Monday, May 25, 2009
Playboy's enduring brand equity and a note on Somalia
Just when I'm wondering if Playboy's brand equity has shrunken to a singularity, we get this awesome photograph accompanying an article about Somalia's Sufi Muslims in the New York Times.
Their shrines were being destroyed. Their imams were being murdered. Their tolerant beliefs were under withering attack.
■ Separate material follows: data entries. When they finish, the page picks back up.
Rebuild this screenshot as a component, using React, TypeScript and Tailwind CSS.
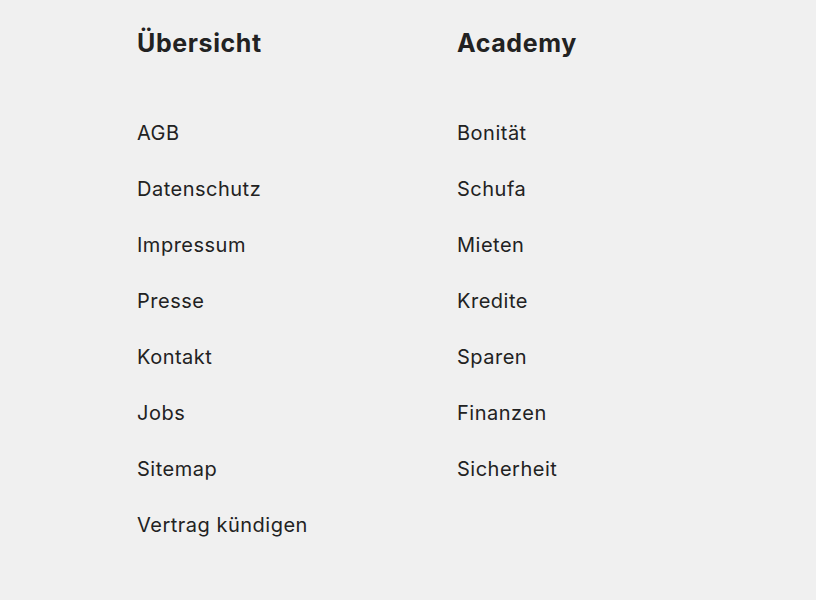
export default function App() {
  const columns = [
    {
      title: "Übersicht",
      links: ["AGB", "Datenschutz", "Impressum", "Presse", "Kontakt", "Jobs", "Sitemap", "Vertrag kündigen"],
    },
    {
      title: "Academy",
      links: ["Bonität", "Schufa", "Mieten", "Kredite", "Sparen", "Finanzen", "Sicherheit"],
    },
  ]

  return (
    <div className="min-h-screen bg-[#f0f0f0] font-['Inter',sans-serif] text-[#222222]">
      <div className="flex pl-[137px] pt-[28px]">
        {columns.map((col) => (
          <div key={col.title} className="w-[320px]">
            <h2 className="text-[25px] font-bold leading-[30px] tracking-[0.6px]">{col.title}</h2>
            <ul className="mt-[47px]">
              {col.links.map((link) => (
                <li key={link} className="flex h-[56px] items-center">
                  <a href="#" className="text-[20px] leading-[24px] tracking-[0.5px]">
                    {link}
                  </a>
                </li>
              ))}
            </ul>
          </div>
        ))}
      </div>
    </div>
  )
}
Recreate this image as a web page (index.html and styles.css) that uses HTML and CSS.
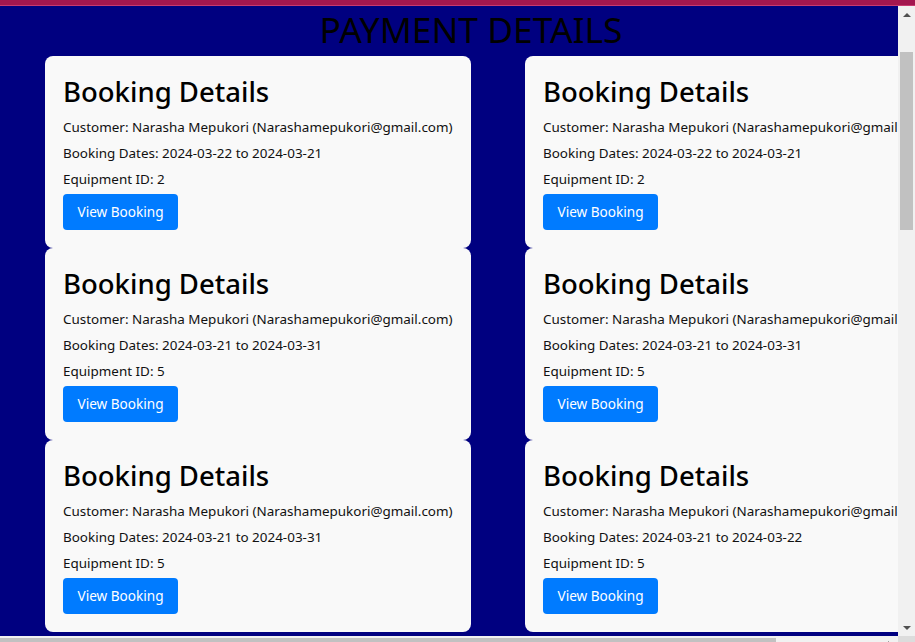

So the moderate Sufi scholars recently did what so many other men have chosen to do in anarchic Somalia: they picked up guns and entered the killing business, in this case to fight back against the Shabab, one of the most fearsome extremist Muslim groups in Africa.
Worth your time.
8 Comments:
, at
we can only hope that this inter-muslim war will severly deplete their resources and manpower. I say we supply both sides with lots of guns, bullets and tracking devices.
When one side is wiped out, the US military can send some bombs to blow up the other side using the tracking device.
Both sides don't deserve to win because their goals aren't to improve the condition of Somalia, it is just to gain more food, money and land.
Sufis, tolerant? There's nothing tolerant about Sufi Islam, Sufi sects are heavily involved in the global jihad.
By Aegon01, at Mon May 25, 06:00:00 PM:
Sufis generally ARE more tolerant, though. It is a blend of Hindu mysticism, a touch of Buddhism, and Islam. In other words, it's a little less bare-bones than the Middle Eastern doctrine.
, atSufi Islam does not repudiate the Islamic imperative of subjugating all peoples under the rule of Islam. Sufi Islam does not repudiate Muhammad's example as The Perfect Man For All Time, one that all Muslims must emulate. Sufi Islam denies the right of non-Muslims to live at peace on an indefinite basis with their Muslim neighbors. To call Sufi Islam "tolerant" is Newspeak of the highest order.
By Dawnfire82, at Mon May 25, 06:56:00 PM:
"It is a blend of Hindu mysticism, a touch of Buddhism, and Islam."
Sufism is Islamic, period. Sufi masters maintain adamantly that their practices and traditions are based on secret teachings passed on through a chain of masters originating with Muhammad and, through him, Gabriel and ultimately God.
Not to say that there is not variety of thought, including post-modern universalists, but that's a vast minority.
Sufism is an umbrella term, not a sect in itself, and it includes violent jihadists. Many (most?) Muslim South Asian militants are members of the Deobandis, who are Sufi-friendly and many Deobandis are also members of Sufi orders.
Sufism has had a lot of good press in the West, but they're still Muslim and some of them still like to kill infidels in their free time.
By Aegon01, at Mon May 25, 07:16:00 PM:
Of course they would maintain that their sect is 100% purely Islamic, just like Christians would claim that there are absolutely no pagan traditions in their rites, but there are.
When Islam visited India around 1100 or 1200, two very strong cultures and religions collided. Both religions were used to absorbing less popular or adaptive religions, such as Buddhism or the pagan traditions of the Bedouin. Since both were so strong, they didn't know what to do with each other. Sufis came out and tried to blend the two. Islam combined with Hindu mysticism. That's why orthodox Muslims view Sufis kind of like Christians view Mormons.
The lesson we must learn from this story is to always be stronger than others.
You must be richer, more aggressive, crueler than your enemies and even your friends. Chinese and Jews learned the hard way that you must be strong or else you will be tortured to death.
America must maintain dominance in the world, and if need be, resort to the cruelest and bloodthirsty tactics since the Mongols and Romans.
We may need to burn and salt the fields of our enemies to permanently wipe them from the earth. Rome did the same against its hated enemy, Carthage, and it was so successful that few people know of its existence.
By Dawnfire82, at Tue May 26, 10:40:00 AM:
The first known historical Sufi, Abu Hashim al-Sufi, died in 777, at least 333 years before "1100 or 1200."
"That's why orthodox Muslims view Sufis kind of like Christians view Mormons."
That has far more to do with Sufism being Shi'a-friendly and tolerating mystical practices which Sunnis see as bida'.